> _Instructions to follow_
Return each line that holds the word "styles".

(Code that builds pages)
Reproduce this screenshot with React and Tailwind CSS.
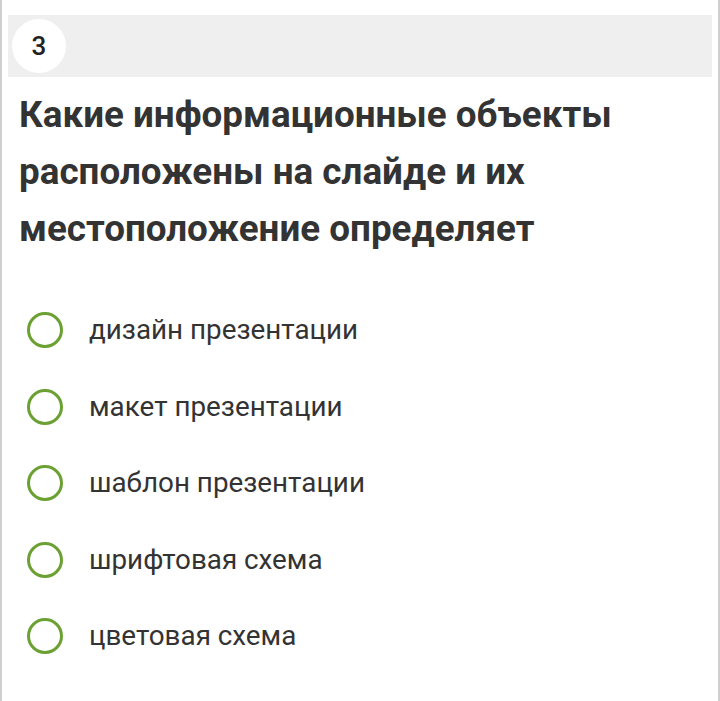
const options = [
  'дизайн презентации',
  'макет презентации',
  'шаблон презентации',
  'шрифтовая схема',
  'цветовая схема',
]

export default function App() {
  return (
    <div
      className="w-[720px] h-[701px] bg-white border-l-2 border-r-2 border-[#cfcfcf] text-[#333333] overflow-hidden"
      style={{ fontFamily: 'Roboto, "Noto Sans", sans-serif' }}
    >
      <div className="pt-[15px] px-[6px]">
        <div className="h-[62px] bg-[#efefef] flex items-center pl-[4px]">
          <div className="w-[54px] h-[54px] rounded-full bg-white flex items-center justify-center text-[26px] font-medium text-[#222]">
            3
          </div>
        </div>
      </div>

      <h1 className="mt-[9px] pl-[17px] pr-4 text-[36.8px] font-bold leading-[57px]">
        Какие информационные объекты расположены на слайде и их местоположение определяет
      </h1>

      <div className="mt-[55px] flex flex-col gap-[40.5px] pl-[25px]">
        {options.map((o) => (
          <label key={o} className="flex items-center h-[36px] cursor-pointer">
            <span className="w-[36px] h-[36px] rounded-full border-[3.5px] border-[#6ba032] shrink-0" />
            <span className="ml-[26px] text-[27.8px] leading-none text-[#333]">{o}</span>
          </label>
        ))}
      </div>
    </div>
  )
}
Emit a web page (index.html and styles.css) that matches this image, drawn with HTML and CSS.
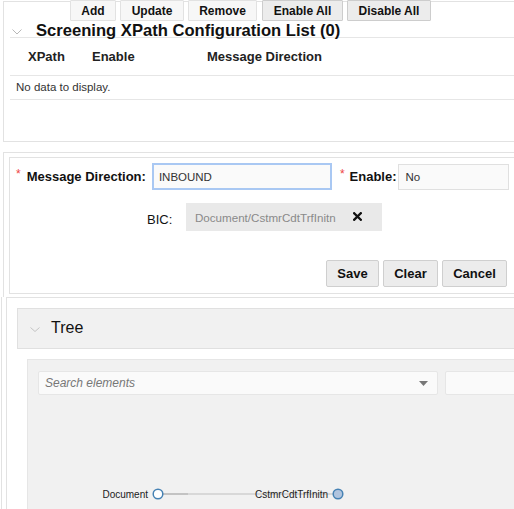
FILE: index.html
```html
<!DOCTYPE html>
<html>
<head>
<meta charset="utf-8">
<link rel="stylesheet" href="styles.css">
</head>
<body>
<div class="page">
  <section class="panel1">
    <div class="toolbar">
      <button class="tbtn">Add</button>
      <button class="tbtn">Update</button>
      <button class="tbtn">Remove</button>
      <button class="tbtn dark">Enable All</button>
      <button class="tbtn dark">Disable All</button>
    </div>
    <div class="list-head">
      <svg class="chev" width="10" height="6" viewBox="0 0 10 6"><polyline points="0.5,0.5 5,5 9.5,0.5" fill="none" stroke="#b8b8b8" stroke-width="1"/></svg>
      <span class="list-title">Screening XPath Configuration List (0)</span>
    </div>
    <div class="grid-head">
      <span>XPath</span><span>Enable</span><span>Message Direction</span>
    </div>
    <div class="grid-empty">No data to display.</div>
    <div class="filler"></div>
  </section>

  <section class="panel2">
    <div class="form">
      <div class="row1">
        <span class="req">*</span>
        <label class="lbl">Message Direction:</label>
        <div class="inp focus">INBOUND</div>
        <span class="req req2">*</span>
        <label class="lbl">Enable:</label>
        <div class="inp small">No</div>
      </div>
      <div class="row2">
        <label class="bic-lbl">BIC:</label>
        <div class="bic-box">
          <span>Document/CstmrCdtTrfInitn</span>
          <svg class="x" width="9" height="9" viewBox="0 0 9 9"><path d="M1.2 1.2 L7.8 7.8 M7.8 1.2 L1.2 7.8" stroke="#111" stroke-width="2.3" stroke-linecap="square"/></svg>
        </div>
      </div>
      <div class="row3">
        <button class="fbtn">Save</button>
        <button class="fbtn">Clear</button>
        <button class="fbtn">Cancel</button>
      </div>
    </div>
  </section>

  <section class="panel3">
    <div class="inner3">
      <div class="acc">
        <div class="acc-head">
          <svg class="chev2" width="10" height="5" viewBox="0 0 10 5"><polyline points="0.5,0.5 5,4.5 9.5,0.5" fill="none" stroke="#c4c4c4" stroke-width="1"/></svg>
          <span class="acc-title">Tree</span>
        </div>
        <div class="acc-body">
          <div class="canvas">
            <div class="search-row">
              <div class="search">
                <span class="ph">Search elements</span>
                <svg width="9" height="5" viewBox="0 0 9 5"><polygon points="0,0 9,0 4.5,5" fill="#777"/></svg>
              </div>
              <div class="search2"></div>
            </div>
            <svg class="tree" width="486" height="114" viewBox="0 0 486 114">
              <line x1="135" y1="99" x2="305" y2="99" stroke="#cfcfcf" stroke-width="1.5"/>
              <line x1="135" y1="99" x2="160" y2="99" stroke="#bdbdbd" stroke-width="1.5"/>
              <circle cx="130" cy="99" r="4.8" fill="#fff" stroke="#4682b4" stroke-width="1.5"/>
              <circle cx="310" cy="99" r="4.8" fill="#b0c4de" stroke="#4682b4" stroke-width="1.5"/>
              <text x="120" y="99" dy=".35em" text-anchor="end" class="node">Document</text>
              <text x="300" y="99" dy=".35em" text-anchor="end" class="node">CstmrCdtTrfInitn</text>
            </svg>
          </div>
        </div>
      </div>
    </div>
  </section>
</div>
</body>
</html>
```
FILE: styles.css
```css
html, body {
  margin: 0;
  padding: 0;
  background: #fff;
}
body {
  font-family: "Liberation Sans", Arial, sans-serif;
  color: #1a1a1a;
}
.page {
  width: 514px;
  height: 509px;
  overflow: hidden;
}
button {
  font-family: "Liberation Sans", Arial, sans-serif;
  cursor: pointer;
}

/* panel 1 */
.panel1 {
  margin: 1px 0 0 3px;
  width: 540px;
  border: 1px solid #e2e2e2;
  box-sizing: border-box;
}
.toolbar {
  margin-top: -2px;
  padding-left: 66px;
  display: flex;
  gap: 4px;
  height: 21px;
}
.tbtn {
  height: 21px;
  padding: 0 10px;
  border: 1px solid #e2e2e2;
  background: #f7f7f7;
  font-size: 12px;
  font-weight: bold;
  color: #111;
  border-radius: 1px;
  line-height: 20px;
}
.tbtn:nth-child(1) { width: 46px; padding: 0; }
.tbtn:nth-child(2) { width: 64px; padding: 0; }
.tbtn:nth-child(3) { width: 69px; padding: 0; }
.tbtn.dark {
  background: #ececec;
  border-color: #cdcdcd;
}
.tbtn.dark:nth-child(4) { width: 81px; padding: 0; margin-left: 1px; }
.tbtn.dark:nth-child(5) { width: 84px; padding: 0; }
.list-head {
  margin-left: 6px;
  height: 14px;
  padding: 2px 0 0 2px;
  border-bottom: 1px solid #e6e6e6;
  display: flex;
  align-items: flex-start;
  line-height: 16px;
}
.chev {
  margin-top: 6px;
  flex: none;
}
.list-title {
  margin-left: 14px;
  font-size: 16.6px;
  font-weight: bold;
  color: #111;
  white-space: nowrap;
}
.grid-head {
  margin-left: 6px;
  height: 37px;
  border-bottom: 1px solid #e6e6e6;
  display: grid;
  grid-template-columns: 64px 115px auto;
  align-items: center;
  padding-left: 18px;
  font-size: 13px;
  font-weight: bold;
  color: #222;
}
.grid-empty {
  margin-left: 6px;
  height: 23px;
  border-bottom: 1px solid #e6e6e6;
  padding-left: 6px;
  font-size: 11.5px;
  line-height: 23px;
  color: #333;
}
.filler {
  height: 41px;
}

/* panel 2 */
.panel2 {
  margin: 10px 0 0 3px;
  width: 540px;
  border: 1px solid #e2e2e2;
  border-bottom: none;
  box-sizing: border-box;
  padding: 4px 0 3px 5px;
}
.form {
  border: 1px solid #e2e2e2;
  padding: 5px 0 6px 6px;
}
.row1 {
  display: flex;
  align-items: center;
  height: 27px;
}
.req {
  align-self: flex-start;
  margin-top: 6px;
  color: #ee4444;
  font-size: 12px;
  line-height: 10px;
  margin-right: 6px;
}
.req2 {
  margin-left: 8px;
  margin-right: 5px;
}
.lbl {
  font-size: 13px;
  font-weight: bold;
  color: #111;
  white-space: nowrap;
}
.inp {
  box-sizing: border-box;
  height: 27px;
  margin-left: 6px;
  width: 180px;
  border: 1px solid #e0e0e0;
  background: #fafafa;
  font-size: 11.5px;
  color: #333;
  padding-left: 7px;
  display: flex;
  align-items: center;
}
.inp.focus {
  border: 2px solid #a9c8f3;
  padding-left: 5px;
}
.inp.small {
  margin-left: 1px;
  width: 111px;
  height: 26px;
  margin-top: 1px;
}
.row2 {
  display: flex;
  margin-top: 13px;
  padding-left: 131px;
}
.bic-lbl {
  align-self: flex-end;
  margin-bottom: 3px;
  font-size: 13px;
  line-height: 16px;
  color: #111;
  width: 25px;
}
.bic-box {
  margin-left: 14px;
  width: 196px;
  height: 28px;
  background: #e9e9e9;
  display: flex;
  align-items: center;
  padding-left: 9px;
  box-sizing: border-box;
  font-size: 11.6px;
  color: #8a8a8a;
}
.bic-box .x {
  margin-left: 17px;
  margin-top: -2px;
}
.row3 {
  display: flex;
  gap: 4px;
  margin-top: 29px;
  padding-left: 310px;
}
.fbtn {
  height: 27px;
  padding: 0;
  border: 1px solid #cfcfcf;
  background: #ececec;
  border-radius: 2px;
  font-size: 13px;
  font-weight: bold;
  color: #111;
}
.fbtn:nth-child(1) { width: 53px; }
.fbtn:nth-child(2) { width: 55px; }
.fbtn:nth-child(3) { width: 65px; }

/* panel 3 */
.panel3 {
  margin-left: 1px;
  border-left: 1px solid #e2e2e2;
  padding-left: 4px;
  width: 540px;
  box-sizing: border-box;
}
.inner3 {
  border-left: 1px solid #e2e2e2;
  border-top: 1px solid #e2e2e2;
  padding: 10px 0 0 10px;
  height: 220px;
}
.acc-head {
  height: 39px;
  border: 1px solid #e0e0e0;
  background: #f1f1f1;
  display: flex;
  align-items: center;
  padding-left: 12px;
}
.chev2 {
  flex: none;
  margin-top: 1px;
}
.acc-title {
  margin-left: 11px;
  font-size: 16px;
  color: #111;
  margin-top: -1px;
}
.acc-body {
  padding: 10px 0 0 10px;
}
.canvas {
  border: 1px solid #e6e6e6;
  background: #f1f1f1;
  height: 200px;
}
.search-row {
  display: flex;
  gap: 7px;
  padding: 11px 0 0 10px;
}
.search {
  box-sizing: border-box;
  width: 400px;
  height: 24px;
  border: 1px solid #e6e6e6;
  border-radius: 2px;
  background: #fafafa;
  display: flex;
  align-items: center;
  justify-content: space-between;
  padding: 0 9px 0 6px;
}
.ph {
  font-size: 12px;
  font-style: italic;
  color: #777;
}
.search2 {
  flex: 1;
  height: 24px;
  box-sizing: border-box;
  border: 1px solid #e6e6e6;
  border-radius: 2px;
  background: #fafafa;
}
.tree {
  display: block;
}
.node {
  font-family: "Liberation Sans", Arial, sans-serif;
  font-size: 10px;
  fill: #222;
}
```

> _Solution for this problem_
Emit a web page (index.html and styles.css) that matches this image, drawn with HTML and CSS.
<link rel="stylesheet" href="styles.css">
FILE: styles.css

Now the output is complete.